What you will do: Look at the data below and print exactly the lines from its first line through the line with "import React from 'react';"; the pictures stay out of the copy.
** START Data shown **
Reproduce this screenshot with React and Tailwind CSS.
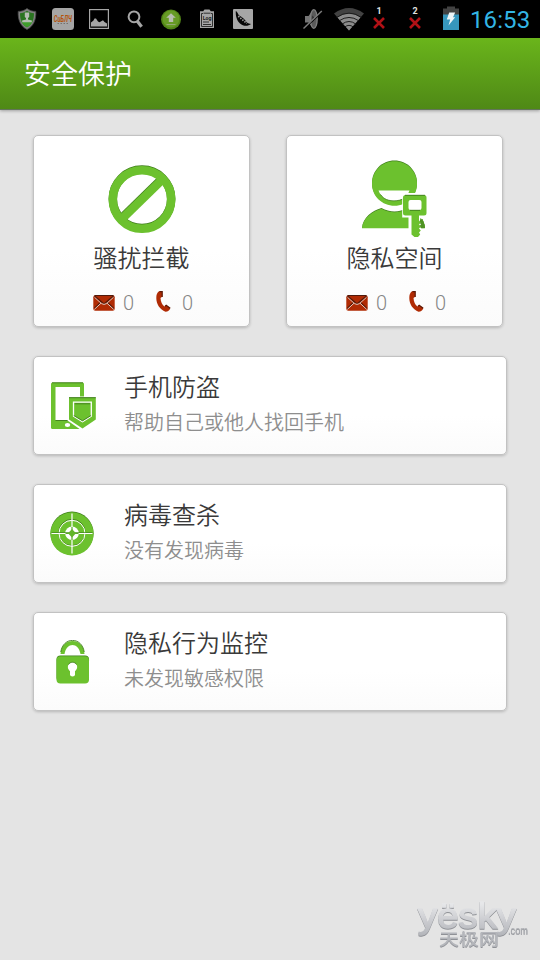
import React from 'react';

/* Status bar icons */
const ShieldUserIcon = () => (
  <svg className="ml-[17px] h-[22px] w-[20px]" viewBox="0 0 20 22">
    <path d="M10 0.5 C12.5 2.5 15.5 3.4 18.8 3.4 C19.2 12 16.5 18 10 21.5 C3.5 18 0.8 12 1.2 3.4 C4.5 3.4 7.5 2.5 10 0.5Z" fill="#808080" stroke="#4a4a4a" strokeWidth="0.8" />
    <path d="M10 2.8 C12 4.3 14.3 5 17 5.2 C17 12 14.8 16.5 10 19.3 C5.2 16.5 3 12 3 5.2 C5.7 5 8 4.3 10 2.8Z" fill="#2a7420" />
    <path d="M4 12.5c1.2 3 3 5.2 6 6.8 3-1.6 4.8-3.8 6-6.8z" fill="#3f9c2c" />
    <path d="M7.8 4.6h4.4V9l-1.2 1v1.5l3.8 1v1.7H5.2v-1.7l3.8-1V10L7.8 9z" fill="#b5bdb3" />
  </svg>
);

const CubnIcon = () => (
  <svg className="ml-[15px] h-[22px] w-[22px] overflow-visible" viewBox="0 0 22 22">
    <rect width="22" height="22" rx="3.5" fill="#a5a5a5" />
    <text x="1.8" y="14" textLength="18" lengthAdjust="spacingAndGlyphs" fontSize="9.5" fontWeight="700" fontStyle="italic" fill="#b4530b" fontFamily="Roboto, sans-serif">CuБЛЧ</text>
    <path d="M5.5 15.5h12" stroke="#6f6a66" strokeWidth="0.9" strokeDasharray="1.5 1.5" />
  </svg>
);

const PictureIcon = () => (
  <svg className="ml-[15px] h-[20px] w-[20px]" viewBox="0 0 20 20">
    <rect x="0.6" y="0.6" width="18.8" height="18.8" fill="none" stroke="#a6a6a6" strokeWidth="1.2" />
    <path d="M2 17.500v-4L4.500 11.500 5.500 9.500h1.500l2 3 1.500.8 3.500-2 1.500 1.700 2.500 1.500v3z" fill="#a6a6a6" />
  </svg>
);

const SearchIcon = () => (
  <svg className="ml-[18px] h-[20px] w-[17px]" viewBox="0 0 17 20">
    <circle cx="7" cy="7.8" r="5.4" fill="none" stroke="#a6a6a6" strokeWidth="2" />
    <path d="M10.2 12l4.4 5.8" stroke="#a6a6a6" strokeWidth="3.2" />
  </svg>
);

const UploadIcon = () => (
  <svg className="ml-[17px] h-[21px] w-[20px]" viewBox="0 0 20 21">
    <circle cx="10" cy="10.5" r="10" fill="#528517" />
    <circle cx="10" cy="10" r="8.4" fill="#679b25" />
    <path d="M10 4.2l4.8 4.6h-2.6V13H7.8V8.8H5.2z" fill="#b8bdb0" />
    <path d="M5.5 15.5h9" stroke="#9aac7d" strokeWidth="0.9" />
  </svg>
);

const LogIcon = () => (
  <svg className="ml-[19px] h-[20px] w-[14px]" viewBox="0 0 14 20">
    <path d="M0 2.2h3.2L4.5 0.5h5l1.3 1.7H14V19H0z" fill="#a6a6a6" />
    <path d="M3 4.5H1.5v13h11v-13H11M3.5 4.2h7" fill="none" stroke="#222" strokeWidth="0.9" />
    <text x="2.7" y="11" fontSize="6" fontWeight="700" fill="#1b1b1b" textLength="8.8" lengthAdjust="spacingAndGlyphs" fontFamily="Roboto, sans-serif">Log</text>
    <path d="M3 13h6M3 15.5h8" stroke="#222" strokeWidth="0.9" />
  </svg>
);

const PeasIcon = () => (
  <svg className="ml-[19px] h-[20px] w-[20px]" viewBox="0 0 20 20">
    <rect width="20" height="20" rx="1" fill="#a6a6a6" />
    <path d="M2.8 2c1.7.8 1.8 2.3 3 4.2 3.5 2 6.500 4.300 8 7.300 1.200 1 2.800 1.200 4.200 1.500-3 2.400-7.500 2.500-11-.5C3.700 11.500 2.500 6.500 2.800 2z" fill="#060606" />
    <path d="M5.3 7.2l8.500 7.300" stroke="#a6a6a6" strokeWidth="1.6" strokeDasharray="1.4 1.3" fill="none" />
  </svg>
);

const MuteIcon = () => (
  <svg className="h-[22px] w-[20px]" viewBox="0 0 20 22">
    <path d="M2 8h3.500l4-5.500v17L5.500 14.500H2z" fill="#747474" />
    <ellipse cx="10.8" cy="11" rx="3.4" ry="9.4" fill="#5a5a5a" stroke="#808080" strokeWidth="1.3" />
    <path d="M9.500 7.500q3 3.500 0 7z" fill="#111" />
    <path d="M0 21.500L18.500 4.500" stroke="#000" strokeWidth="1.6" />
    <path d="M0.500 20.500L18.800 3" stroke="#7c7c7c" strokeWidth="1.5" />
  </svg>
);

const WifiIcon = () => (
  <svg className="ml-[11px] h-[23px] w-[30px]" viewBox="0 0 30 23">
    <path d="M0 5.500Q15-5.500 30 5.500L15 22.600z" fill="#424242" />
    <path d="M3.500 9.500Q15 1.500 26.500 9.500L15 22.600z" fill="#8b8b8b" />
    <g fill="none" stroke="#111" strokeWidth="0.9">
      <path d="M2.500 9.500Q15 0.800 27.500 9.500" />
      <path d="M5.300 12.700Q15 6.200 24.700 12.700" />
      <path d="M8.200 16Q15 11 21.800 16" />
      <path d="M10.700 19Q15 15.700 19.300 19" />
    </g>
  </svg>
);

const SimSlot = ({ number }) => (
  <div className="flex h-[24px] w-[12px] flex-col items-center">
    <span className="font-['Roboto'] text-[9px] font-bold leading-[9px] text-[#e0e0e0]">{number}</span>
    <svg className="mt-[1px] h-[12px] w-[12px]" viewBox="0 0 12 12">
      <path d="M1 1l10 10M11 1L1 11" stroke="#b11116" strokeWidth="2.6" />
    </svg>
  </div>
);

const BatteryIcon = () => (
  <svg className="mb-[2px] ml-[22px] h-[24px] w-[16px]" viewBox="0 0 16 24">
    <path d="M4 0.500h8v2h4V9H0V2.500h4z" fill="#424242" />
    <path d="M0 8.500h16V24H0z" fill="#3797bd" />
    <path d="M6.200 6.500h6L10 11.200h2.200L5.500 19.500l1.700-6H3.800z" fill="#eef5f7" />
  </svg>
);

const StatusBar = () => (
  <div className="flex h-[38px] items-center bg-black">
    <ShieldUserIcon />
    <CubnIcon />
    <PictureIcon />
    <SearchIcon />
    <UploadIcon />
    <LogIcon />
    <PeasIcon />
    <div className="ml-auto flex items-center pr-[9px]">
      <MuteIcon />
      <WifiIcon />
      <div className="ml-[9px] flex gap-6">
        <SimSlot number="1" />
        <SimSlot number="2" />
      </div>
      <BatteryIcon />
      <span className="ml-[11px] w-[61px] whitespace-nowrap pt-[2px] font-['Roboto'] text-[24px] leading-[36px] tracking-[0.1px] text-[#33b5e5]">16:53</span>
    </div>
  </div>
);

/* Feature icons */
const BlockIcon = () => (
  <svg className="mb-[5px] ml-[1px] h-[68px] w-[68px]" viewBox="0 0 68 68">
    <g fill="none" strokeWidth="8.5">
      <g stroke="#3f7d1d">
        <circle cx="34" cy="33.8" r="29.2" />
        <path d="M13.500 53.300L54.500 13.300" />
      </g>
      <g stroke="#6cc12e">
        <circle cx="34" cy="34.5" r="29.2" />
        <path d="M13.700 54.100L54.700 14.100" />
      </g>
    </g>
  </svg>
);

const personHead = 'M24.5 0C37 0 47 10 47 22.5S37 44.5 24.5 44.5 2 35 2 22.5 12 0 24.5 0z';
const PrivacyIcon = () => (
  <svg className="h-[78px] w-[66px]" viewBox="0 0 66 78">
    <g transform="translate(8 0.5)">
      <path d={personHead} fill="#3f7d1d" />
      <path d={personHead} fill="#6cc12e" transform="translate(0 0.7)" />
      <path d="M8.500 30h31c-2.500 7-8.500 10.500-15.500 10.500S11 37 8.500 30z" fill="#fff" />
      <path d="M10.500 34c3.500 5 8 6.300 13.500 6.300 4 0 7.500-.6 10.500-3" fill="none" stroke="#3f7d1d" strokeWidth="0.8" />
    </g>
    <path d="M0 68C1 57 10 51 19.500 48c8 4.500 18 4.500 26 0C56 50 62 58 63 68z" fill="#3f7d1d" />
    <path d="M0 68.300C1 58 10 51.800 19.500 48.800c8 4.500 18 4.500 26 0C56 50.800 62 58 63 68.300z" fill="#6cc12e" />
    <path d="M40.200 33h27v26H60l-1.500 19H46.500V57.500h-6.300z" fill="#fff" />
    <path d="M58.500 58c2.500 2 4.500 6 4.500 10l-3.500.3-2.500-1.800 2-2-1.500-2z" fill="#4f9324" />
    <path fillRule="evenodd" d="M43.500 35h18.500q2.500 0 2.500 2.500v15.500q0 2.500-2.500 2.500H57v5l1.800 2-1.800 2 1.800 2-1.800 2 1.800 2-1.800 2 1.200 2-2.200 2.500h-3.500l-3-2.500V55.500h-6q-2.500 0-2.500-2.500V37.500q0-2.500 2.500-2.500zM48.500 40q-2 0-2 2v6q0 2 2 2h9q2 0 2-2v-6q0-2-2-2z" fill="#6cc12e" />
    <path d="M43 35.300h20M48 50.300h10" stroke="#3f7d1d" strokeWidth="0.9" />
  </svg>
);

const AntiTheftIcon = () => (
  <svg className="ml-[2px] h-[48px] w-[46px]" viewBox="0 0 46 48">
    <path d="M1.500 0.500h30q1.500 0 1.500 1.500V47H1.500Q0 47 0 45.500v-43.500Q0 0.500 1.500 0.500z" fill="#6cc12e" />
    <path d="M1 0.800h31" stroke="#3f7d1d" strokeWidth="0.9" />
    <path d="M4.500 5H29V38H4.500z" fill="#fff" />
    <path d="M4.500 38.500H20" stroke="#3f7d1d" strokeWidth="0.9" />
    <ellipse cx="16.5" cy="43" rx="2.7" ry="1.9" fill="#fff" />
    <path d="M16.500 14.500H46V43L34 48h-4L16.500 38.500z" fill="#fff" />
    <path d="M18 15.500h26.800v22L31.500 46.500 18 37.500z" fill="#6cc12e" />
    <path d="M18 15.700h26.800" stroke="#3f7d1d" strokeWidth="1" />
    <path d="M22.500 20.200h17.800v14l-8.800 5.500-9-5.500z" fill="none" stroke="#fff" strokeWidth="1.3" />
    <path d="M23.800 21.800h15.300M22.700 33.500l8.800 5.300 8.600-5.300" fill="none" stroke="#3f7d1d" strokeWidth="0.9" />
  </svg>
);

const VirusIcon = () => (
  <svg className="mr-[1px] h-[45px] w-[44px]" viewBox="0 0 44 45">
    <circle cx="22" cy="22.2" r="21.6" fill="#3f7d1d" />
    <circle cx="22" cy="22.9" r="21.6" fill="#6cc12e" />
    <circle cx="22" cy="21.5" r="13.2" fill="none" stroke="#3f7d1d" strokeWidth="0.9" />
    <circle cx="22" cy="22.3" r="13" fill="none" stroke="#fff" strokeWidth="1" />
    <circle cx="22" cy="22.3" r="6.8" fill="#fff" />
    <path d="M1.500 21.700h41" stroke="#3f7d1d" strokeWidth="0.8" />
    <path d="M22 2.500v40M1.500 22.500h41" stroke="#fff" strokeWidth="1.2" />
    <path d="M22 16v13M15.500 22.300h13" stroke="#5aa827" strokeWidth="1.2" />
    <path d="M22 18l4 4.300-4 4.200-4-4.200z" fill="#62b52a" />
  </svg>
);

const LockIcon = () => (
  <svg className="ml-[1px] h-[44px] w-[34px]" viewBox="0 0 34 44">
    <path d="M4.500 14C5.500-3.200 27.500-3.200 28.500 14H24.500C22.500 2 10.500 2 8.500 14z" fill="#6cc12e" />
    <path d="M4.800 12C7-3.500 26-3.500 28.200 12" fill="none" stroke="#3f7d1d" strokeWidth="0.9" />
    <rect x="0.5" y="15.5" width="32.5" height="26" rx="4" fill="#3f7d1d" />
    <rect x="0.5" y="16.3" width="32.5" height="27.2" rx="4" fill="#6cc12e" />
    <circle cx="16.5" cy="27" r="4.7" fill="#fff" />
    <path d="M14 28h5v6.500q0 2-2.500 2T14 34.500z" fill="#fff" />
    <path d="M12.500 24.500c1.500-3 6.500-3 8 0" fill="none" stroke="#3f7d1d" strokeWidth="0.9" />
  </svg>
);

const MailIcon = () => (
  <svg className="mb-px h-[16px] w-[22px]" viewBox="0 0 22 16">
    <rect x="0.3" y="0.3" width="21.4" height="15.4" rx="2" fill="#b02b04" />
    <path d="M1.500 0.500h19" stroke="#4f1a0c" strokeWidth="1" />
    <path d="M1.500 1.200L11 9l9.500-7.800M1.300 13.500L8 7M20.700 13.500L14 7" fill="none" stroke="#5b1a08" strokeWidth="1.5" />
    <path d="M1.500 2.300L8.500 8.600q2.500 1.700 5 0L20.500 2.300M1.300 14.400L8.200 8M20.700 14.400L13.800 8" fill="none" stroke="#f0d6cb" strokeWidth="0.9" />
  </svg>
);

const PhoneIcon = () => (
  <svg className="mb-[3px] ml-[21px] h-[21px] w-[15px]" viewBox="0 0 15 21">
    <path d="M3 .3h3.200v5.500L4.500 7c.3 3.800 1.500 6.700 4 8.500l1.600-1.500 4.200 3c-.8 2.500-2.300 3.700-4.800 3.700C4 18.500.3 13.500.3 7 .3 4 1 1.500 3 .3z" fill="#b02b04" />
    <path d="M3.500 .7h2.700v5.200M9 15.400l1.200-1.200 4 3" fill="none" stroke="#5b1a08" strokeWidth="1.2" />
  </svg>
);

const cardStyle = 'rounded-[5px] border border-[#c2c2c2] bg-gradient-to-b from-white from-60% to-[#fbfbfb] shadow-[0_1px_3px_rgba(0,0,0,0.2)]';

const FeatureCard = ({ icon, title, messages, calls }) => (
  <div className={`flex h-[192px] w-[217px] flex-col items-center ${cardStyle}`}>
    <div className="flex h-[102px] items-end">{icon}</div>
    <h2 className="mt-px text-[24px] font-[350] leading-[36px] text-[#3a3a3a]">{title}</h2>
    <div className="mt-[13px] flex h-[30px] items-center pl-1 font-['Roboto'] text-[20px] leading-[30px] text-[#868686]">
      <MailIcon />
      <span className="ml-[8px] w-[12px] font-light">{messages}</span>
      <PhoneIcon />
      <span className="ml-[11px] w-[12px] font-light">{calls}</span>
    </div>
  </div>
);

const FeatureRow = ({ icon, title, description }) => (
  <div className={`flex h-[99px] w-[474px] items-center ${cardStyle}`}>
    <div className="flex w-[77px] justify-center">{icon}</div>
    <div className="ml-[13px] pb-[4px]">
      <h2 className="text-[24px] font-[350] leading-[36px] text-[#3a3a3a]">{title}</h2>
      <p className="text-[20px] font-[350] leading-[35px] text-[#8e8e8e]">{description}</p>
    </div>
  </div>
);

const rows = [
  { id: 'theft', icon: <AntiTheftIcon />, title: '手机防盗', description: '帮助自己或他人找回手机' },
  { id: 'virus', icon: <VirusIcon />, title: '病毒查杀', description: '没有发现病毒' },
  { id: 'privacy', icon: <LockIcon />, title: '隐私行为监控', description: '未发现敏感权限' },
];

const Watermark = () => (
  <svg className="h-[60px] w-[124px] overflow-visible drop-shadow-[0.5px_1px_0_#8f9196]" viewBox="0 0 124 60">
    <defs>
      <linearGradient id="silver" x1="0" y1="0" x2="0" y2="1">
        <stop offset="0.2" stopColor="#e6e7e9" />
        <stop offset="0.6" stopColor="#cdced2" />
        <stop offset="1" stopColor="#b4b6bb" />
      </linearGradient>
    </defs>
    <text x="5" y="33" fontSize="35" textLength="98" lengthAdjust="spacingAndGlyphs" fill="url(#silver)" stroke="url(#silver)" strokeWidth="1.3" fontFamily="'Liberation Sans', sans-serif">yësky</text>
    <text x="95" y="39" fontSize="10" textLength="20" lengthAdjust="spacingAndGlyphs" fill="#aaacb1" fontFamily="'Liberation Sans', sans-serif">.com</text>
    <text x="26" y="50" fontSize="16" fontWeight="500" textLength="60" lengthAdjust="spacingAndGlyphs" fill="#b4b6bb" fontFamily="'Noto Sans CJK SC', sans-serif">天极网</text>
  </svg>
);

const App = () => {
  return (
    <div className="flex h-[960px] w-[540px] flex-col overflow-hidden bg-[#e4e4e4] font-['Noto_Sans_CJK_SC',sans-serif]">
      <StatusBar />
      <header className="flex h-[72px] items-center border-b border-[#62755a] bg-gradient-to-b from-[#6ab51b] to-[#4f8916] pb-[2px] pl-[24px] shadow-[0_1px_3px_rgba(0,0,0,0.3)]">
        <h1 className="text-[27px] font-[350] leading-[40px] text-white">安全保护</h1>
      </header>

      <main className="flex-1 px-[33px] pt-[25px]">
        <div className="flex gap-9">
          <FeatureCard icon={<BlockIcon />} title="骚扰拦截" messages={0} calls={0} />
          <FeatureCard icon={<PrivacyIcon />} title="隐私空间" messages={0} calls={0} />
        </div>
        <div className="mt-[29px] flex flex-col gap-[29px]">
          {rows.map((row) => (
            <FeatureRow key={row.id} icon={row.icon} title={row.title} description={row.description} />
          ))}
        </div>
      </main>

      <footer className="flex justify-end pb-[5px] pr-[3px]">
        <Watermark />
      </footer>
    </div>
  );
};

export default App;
** END Data shown **
Solution for this problem:
Reproduce this screenshot with React and Tailwind CSS.
import React from 'react';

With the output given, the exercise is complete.